Well, a new report projects that billions of dollars in funds for coastal restoration projects will create nearly 60,000 new jobs for Louisiana and the rest of the Gulf Coast states in 10 years, and almost 80,000 jobs within 50 years.
The “Job Creation from Gulf Coast Wetlands Restoration” report from Greater New Orleans, Inc., The Walton Family Foundation and Mather Economics also discusses the longer-term values in restoring Louisiana’s coast.
This is a coast that has nearly 40 percent of the nation’s wetlands and is losing land at an alarming rate.
This is a coast that is home to an abundant and unique mix of wildlife and fisheries that provides almost one-third of the nation’s recreational fishing catch and leads the nation in crab and oyster harvesting.
Louisiana’s wetlands also serve as hurricane buffers and help prevent flooding, even protecting the state’s oil-and-gas infrastructure.
The billions of dollars for these jobs and restoration projects are the cost to BP and other responsible parties for the 2010 Deepwater Horizon explosion that killed 11 men and resulted in a three-month discharge of 4.9 million barrels of oil into the Gulf, compared with nearly 300,000 barrels leaked from the Exxon Valdez disaster in 1989.
To this day, dolphins and sea turtles are still dying and lesions and deformities are found on some fish and shellfish, along with signs of crude oil in the zooplankton that form the base of the Gulf’s marine ecosystem food chain.
So there’s a lot of work required to fix the ongoing problems.
But it’s going to take a while for any of those projected jobs and dollars to show up in Louisiana.
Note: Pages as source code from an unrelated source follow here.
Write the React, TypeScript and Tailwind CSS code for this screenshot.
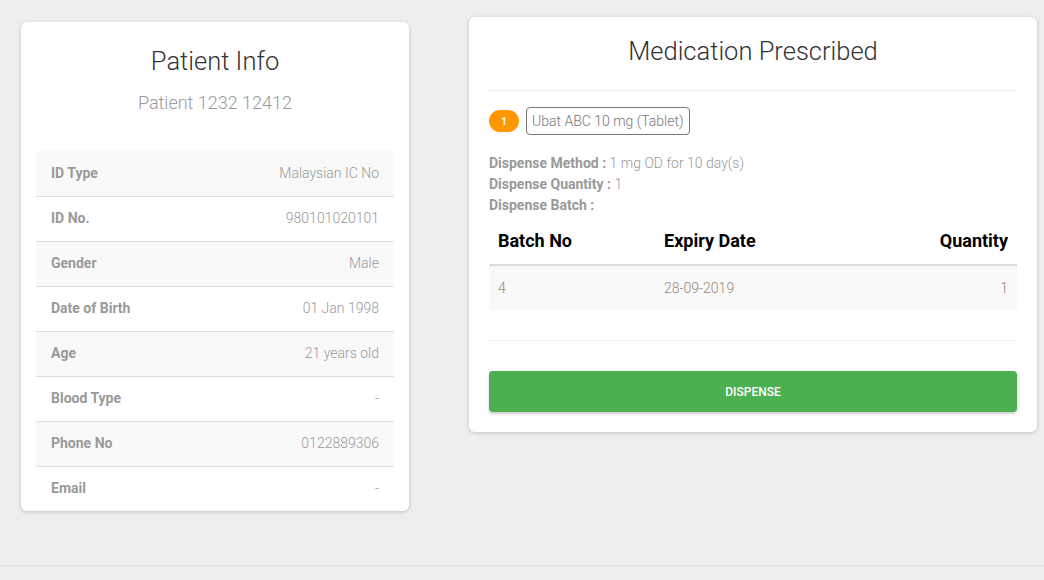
import React from "react";

// Patient rows shown in the left card.
const patientRows: [string, string][] = [
  ["ID Type", "Malaysian IC No"],
  ["ID No.", "980101020101"],
  ["Gender", "Male"],
  ["Date of Birth", "01 Jan 1998"],
  ["Age", "21 years old"],
  ["Blood Type", "-"],
  ["Phone No", "0122889306"],
  ["Email", "-"],
];

const dispenseInfo: [string, string][] = [
  ["Dispense Method", "1 mg OD for 10 day(s)"],
  ["Dispense Quantity", "1"],
  ["Dispense Batch", ""],
];

function PatientCard() {
  return (
    <div className="w-[388px] mt-[22px] bg-white rounded-md shadow-[0_1px_4px_rgba(0,0,0,0.18)] overflow-hidden">
      <div className="pt-[24px] pb-[36px] text-center">
        <h2 className="text-[25.5px] leading-[30px] font-light text-[#333]">Patient Info</h2>
        <p className="mt-[15px] text-[18px] leading-[24px] font-light text-[#999]">Patient 1232 12412</p>
      </div>
      <div className="px-[15px]">
        {patientRows.map(([label, value], i) => (
          <div
            key={label}
            className={
              "flex items-center justify-between h-[45px] px-[15px] text-[14px] border-[#ddd] " +
              (i % 2 === 0 ? "bg-[#f9f9f9]" : "bg-white") +
              (i > 0 ? " border-t pb-[1px]" : "")
            }
          >
            <span className="font-bold text-[#999]">{label}</span>
            <span className="font-light text-[#999]">{value}</span>
          </div>
        ))}
      </div>
    </div>
  );
}

function MedicationCard() {
  return (
    <div className="w-[568px] mt-[17px] self-start bg-white rounded-md shadow-[0_1px_4px_rgba(0,0,0,0.18)] px-[20px] pb-[20px]">
      <h2 className="pt-[19px] text-center text-[25.5px] leading-[30px] font-light text-[#333]">Medication Prescribed</h2>
      <div className="mt-[24px] border-t border-[#eee]" />
      <div className="mt-[16px] flex items-center gap-[7px]">
        <span className="w-[30px] h-[22px] rounded-full bg-[#ff9800] text-white text-[10px] font-bold flex items-center justify-center">
          1
        </span>
        <span className="h-[28px] px-[5px] border border-[#777] rounded-[4px] flex items-center text-[14px] font-light text-[#777]">
          Ubat ABC 10 mg (Tablet)
        </span>
      </div>
      <div className="mt-[18px] text-[14px] leading-[21px] text-[#999]">
        {dispenseInfo.map(([label, value]) => (
          <div key={label}>
            <span className="font-bold">{label} : </span>
            <span className="font-light">{value}</span>
          </div>
        ))}
      </div>
      <div className="mt-[2px]">
        <div className="grid grid-cols-[166px_1fr_auto] h-[48px] pb-[2px] items-center px-[9px] border-b-2 border-[#ddd] text-[18px] font-bold text-black">
          <span>Batch No</span>
          <span>Expiry Date</span>
          <span className="text-right">Quantity</span>
        </div>
        <div className="grid grid-cols-[166px_1fr_auto] h-[44px] items-center px-[9px] bg-[#f9f9f9] text-[14px] font-light text-[#998877]">
          <span>4</span>
          <span>28-09-2019</span>
          <span className="text-right">1</span>
        </div>
      </div>
      <div className="mt-[30px] border-t border-[#eee]" />
      <button className="mt-[30px] w-full h-[41px] rounded-[4px] bg-[#4caf50] text-white text-[12px] font-medium shadow-[0_2px_3px_rgba(0,0,0,0.2)]">
        DISPENSE
      </button>
    </div>
  );
}

export default function App() {
  return (
    <div className="min-h-[580px] bg-[#eeeeee] flex flex-col font-['Roboto',sans-serif]">
      <div className="flex-1 flex items-start pl-[21px] gap-[60px] h-[565px]">
        <PatientCard />
        <MedicationCard />
      </div>
      <div className="h-[15px] border-t border-[#e2e2e2]" />
    </div>
  );
}
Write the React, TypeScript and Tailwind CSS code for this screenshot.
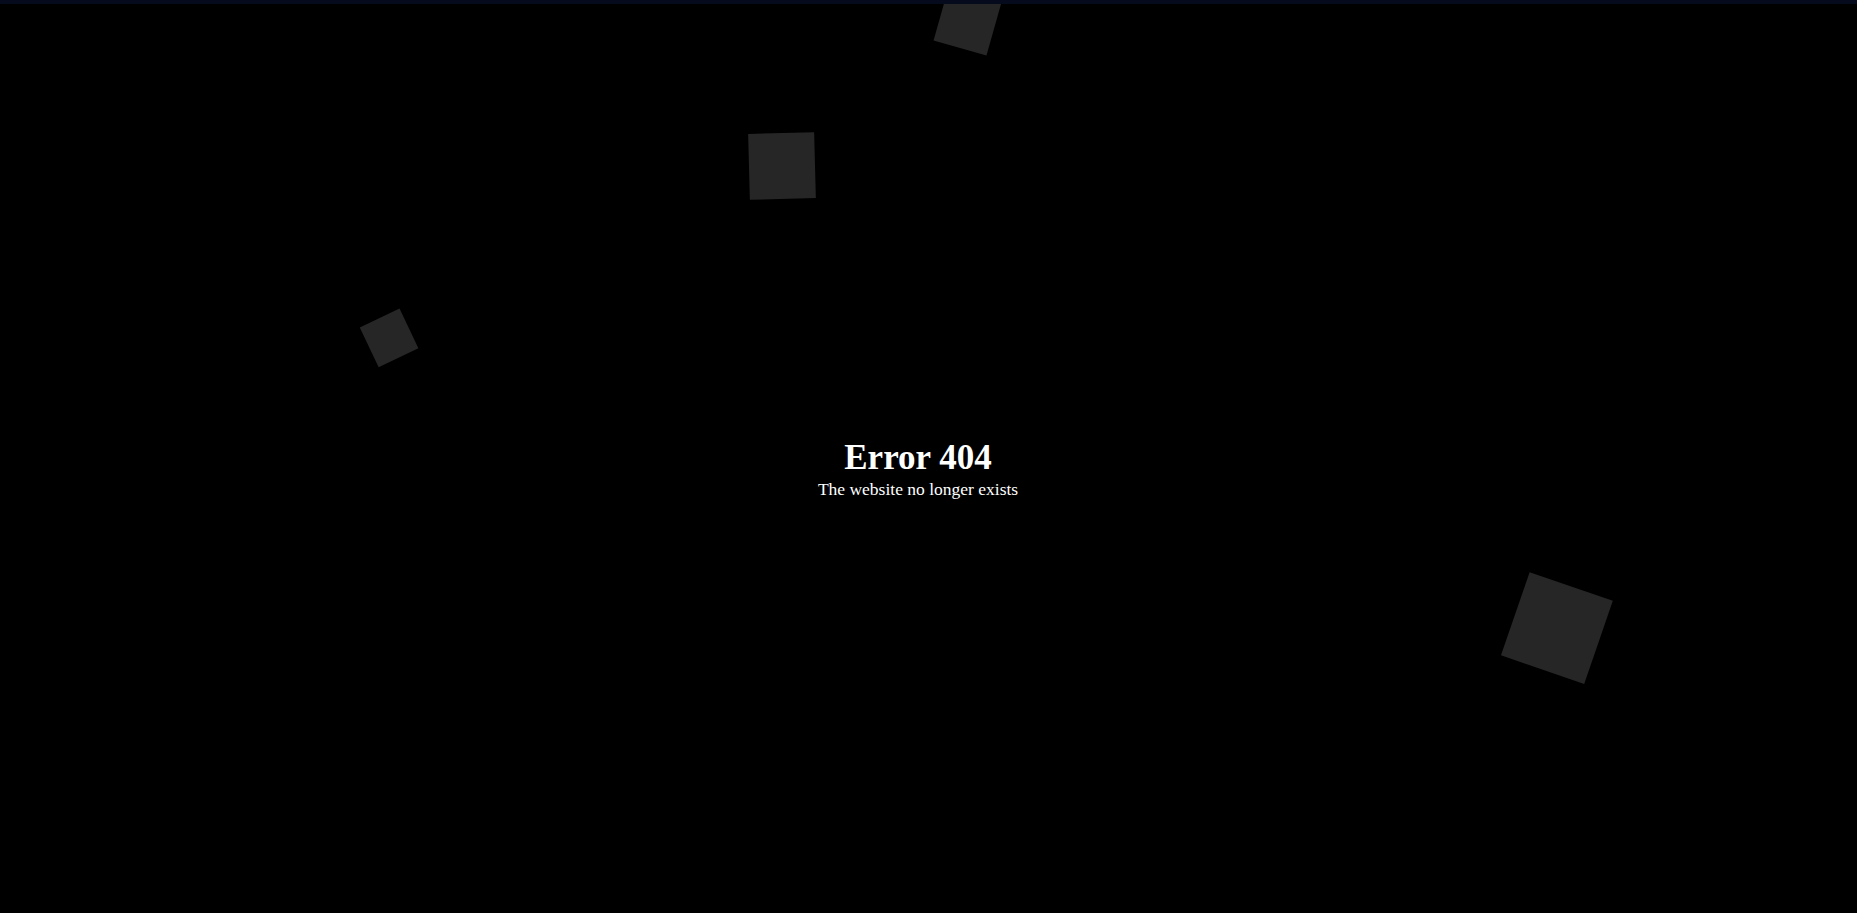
import React from "react";

interface Square {
  cx: number;
  cy: number;
  size: number;
  rotate: number;
}

// floating squares, page coords of the centre (y is relative to the area under the top bar)
const squares: Square[] = [
  { cx: 967, cy: 17, size: 55, rotate: 15.8 },
  { cx: 782, cy: 162, size: 66, rotate: -1.5 },
  { cx: 389, cy: 334, size: 43.5, rotate: -25.4 },
  { cx: 1556.5, cy: 624, size: 87.5, rotate: 19 },
];

export default function App() {
  return (
    <div className="w-full h-[913px] bg-black overflow-hidden font-['Liberation_Serif',_'Times_New_Roman',_serif]">
      {/* top strip */}
      <div className="h-[4px] bg-[#050a1c]" />

      <div className="relative h-[909px] overflow-hidden flex items-center justify-center pt-[20px] pr-[21px]">
        {squares.map((s, i) => (
          <div
            key={i}
            className="absolute bg-[#262626]"
            style={{
              left: s.cx - s.size / 2,
              top: s.cy - s.size / 2,
              width: s.size,
              height: s.size,
              transform: `rotate(${s.rotate}deg)`,
            }}
          />
        ))}

        <div className="relative text-center text-white">
          <h1 className="text-[35px] leading-[40px] font-bold">Error 404</h1>
          <p className="text-[17.5px] leading-[20px] mt-[1px]">
            The website no longer exists
          </p>
        </div>
      </div>
    </div>
  );
}
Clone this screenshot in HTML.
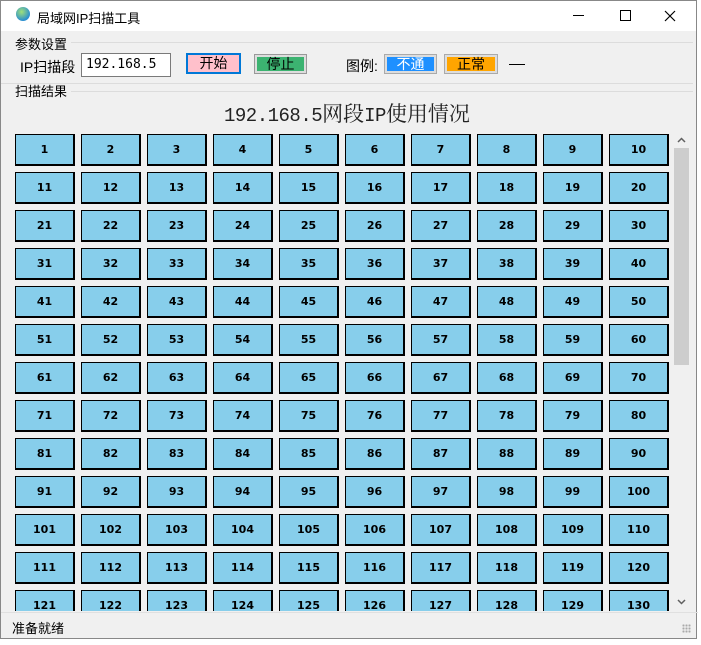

Planning naturally will take time too, but even that can’t get fully get under way yet.
Why? Not so shockingly it’s because of congressional gridlock at the moment.
Just a week or two ago, the news seemed optimistic that the RESTORE Act was moving comfortably along while tied to a large federal transportation bill.
The RESTORE Act provisions currently guarantee that 80 percent of the fines collected from the April 2010 BP oil leak — an amount that could reach $20 billion — would be distributed for coastal restoration to the five states along the Gulf: Louisiana, Mississippi, Florida, Texas and Alabama.
Democrats and Republicans spoke optimistically about coming together within a conference committee and working out the legislation.
The problem has been getting past the initial rosy rhetoric and into meshing out the details, with neither the House nor the Senate giving enough ground, depending on who is asked.
Of course, a June 30 deadline on transportation spending also is looming.
This past week included some back-and-forth proposals but also a lot of partisan sniping, absolutely none of which has involved the RESTORE Act.
House Republicans said the Democrat-controlled Senate will not compromise enough, while Democrats charged that the House wants to stall everything until after November to make President Barack Obama look bad by delaying job-creating bills.
The catchiest line of the week was the “My way or no highway” approach that Democrats accused the House Republicans of taking.
All hope is not lost though, at least not yet. Hard work and a willingness to compromise by enough could lead to Congress still passing the legislation by June 30, even if it looks unlikely at the moment.
If they fail, the Louisiana delegation and other Gulf Coast congressional members are working on alternatives to push the RESTORE Act through outside of the transportation bill.
There also is the method of potentially pushing the BP fines through the Environmental Protection Agency’s Supplemental Environmental Projects policies, but only the RESTORE Act would put in place guarantees for now.
This legislation may demonstrate whether something actually can be accomplished amidst election-year politics or whether there will continue to be a gridlocked, do-nothing Congress — a Congress that keeps talking and proposes a lot but actually approves very little.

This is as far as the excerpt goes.